Introducing additional carriers or applying an external pressure to these materials can maximize T_c. For Ba₂CuO₂Fe₂As₂, the doping of the Fe₂As₂ layer is 0.15 holes per Fe and that of CuO₂ is 0.3 electrons per Cu. The doping for the Fe₂As₂ layer is near the optimal level but that for the CuO₂ layer is unfortunately not in the superconducting region. To realize superconductivity for both layers, we can introduce hole doping with partial replacement of Ba²⁺ ions by K⁺ ions.
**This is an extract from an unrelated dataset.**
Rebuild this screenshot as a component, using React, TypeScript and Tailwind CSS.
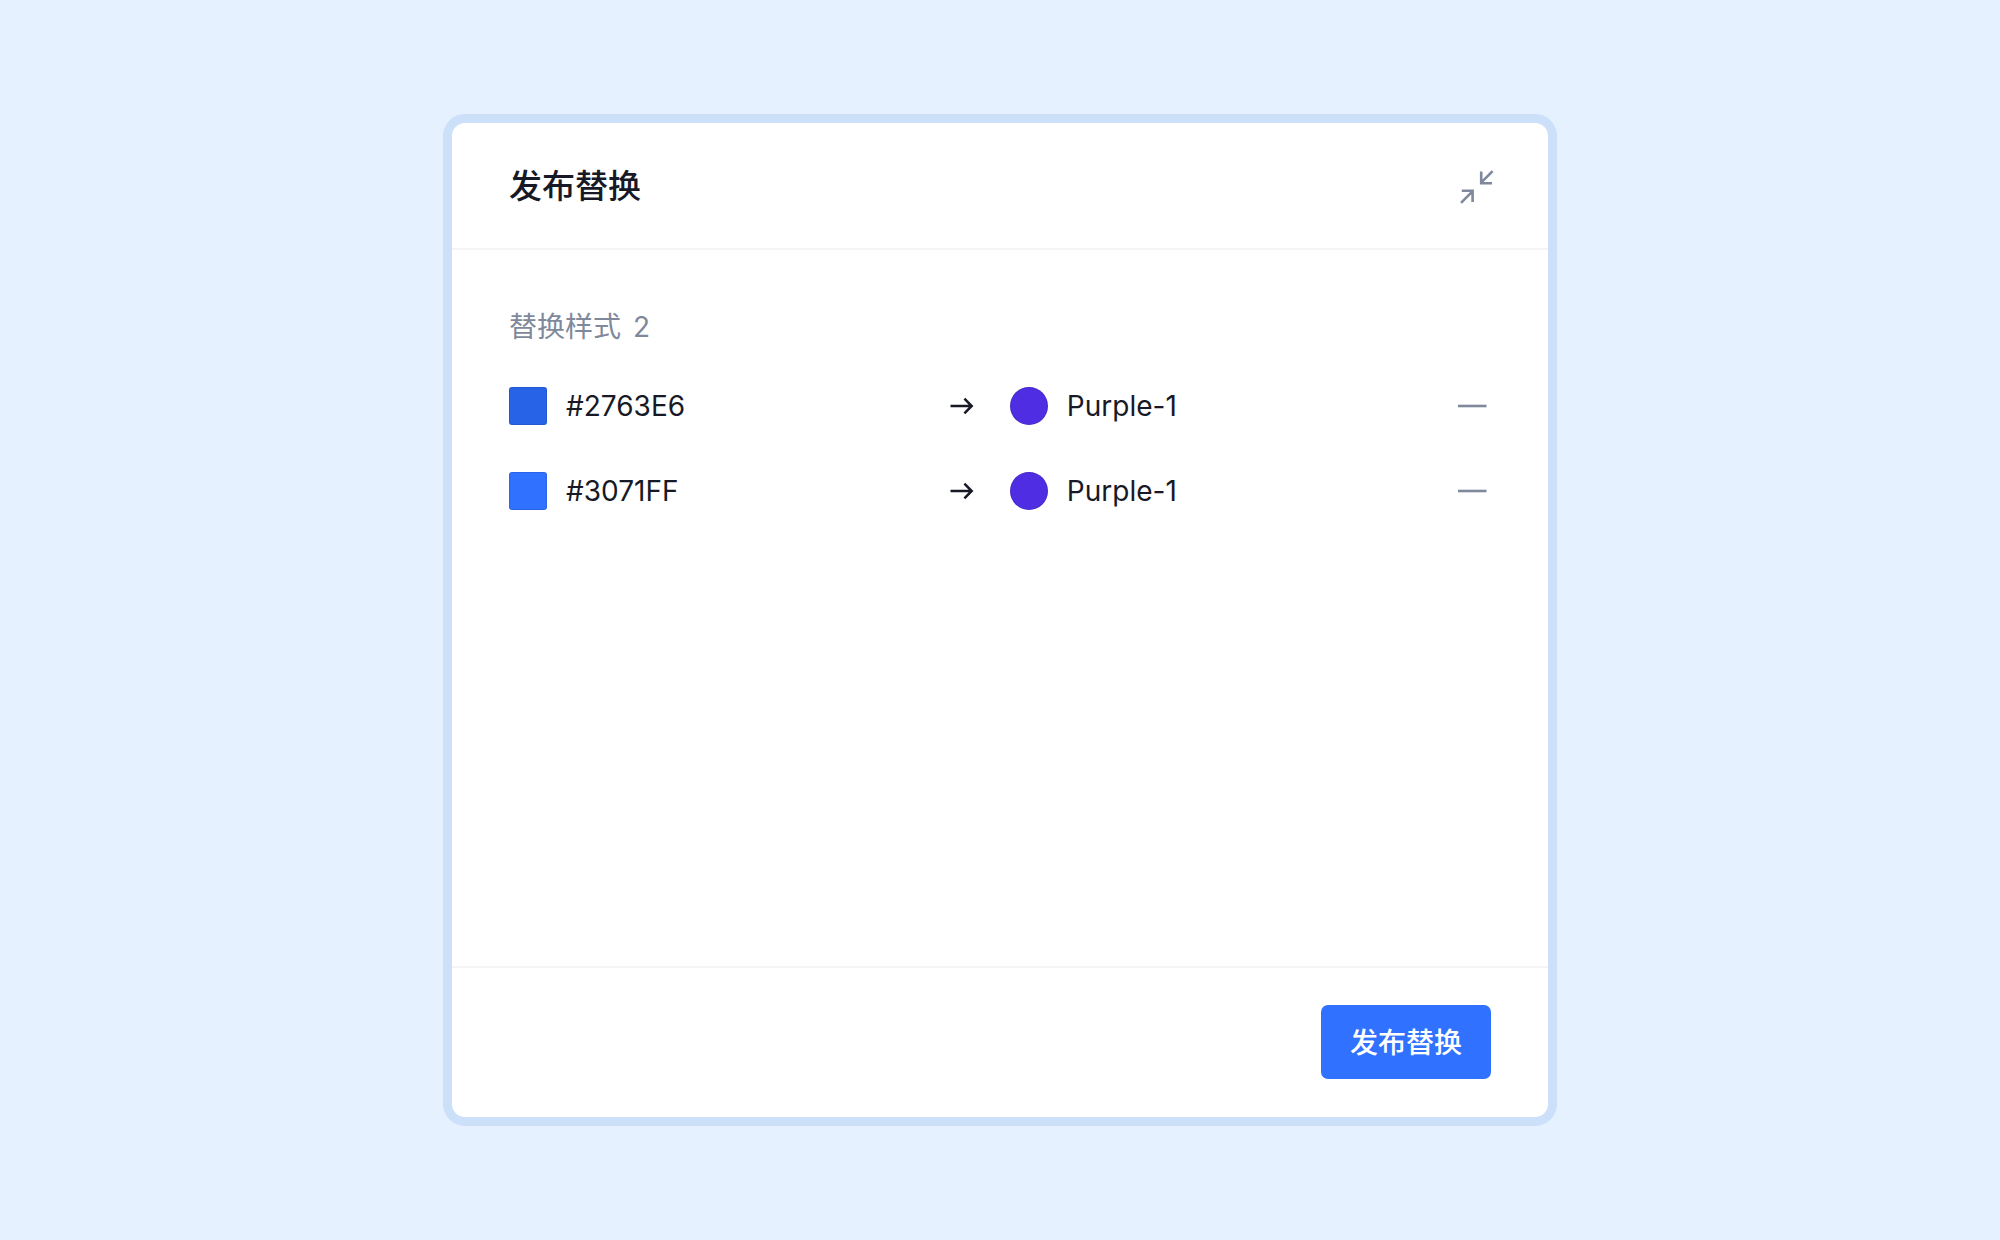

From the phase diagrams of cuprates and (Ba,K)Fe₂As₂, the above case can be realized in Ba_2−xK_xCuO₂Fe₂As₂ (0.24 ≤ x ≤ 0.32) by assuming that the Fe₂As₂ and CuO₂ layers are equally hole doped. In this doping region, the T_c for the Fe₂As₂ layers shows little change. The x = 0.3 corresponds the optimal doping value for the electron-doped cuprates.^[14] For K₂CuO₂Fe₂Se₂, however, the Fe₂Se₂ layers are electron doped and the hole doping for the CuO₂ layers is not in the superconducting region but very close to it. The superconductivity for both layers can be realized in K_2−xBa_xCuO₂Fe₂Se₂ (0.10 ≤ x ≤ 0.54). This doping region is much wider than that in Ba₂CuO₂Fe₂As₂ due to the wide hole-doped superconducting region in cuprates. The optimal doping value for the CuO₂ layers is x = 0.34. The pressure is also an effective way to tune the superconductivity.
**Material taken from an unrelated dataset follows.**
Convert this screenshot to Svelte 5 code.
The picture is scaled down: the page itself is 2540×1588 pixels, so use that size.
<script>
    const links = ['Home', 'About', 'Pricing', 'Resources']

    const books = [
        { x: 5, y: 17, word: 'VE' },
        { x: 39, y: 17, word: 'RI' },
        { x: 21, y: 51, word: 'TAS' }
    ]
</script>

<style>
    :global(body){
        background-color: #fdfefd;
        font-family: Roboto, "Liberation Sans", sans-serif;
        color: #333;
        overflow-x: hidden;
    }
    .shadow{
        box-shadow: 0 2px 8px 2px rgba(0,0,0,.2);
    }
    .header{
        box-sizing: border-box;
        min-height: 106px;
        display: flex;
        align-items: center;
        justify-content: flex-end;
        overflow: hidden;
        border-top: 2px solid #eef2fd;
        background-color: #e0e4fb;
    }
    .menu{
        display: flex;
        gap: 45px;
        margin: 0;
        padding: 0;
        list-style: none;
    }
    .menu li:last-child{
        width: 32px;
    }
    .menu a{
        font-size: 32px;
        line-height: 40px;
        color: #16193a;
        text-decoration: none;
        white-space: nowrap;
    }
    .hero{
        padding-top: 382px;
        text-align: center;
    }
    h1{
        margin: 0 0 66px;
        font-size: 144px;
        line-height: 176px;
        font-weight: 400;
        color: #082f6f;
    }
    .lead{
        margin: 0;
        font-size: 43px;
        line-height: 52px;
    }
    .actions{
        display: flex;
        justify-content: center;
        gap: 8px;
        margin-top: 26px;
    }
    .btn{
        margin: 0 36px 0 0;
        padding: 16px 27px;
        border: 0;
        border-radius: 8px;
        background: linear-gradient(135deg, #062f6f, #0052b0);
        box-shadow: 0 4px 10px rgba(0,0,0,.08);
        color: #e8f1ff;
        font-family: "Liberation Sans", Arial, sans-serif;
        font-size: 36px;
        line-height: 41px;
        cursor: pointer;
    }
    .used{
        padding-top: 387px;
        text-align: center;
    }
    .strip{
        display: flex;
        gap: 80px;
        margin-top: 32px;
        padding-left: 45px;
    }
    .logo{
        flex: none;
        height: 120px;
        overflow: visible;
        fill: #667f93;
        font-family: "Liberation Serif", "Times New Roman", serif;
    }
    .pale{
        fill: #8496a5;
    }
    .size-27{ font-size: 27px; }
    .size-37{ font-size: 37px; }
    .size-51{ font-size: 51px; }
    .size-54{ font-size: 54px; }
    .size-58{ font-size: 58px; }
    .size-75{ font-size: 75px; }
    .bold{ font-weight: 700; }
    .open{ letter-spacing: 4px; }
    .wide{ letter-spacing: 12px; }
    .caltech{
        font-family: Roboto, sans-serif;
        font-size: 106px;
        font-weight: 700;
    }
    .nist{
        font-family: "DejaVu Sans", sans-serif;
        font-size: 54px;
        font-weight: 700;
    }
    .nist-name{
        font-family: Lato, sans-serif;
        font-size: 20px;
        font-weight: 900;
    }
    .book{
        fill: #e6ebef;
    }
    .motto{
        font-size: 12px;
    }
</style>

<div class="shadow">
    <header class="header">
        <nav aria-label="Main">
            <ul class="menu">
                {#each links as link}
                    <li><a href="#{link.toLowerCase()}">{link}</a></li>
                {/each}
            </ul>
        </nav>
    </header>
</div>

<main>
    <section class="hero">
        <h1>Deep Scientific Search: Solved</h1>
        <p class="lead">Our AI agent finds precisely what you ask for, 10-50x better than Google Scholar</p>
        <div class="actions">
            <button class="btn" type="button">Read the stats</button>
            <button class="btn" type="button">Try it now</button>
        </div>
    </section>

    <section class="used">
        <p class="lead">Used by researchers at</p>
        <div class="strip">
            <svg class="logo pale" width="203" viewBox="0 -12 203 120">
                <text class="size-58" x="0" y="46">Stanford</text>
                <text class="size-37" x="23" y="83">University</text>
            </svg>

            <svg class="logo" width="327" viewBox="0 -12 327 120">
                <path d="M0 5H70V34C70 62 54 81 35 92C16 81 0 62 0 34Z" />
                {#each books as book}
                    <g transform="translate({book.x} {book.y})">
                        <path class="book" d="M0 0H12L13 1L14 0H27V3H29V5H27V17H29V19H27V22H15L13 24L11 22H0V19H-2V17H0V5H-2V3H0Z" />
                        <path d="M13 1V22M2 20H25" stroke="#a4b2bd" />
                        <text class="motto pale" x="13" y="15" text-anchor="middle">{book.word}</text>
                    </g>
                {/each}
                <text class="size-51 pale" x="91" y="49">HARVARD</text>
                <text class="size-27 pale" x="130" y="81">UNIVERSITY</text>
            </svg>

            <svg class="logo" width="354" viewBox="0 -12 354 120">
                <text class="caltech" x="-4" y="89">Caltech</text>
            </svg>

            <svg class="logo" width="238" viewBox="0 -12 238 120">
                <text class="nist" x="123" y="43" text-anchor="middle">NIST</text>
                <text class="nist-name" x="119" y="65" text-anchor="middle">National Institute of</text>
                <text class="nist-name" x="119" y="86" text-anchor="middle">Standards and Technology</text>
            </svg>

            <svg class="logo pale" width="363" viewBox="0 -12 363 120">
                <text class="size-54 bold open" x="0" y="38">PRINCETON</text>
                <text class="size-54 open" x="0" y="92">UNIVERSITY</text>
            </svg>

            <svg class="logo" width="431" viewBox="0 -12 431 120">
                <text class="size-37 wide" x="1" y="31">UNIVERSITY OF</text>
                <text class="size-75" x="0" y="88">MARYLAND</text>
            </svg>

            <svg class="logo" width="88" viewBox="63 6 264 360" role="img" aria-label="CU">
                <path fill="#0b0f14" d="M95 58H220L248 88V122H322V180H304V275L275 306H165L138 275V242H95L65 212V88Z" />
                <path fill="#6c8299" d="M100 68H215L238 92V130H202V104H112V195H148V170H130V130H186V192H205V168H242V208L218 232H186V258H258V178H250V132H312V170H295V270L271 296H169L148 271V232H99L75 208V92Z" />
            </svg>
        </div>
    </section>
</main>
In conclusion, we identify two hypothetical compounds Ba₂CuO₂Fe₂As₂ and K₂CuO₂Fe₂Se₂ containing Fe₂X₂ layers and CuO₂ layers, which are the basic structural units of IBS and cuprates, respectively. The metallic spacer Ba (K) separates the basic units. The calculations of binding energies and phonon spectra indicate that they are dynamically stable, ensuring that they may be experimentally synthesized. The Fermi surfaces derived from Fe₂As₂(Fe₂Se₂) layers and CuO₂ layers are very similar to those of iron pnictides (iron chalcogenides) and cuprates, respectively. With heavy self-doping, the ground state of Ba₂CuO₂Fe₂As₂ is determined to be an E-type collinear AFM state in the Fe₂As₂ layer and a paramagnetic state in the CuO₂ layer, while K₂CuO₂Fe₂Se₂ favors a checkboard AFM state in the CuO₂ layers and a paramagnetic state in the Fe₂Se₂ layers. Without external doping, superconductivity can only be achieved in the Fe₂X₂ layers. However, with external doping through substitution, superconductivity for both Fe₂X₂ and CuO₂ layers can be simultaneously achieved in Ba_2−xK_xCuO₂Fe₂As₂ (0.24 ≤ x ≤ 0.32) and K_2−xBa_xCuO₂Fe₂Se₂ (0.10 ≤ x ≤ 0.54). The synthesis of these new compounds will not only provide us with a unique opportunity to explore exotic properties in cuprates and IBS simultaneously but also help us to understand the mechanism of high T_c superconductivity.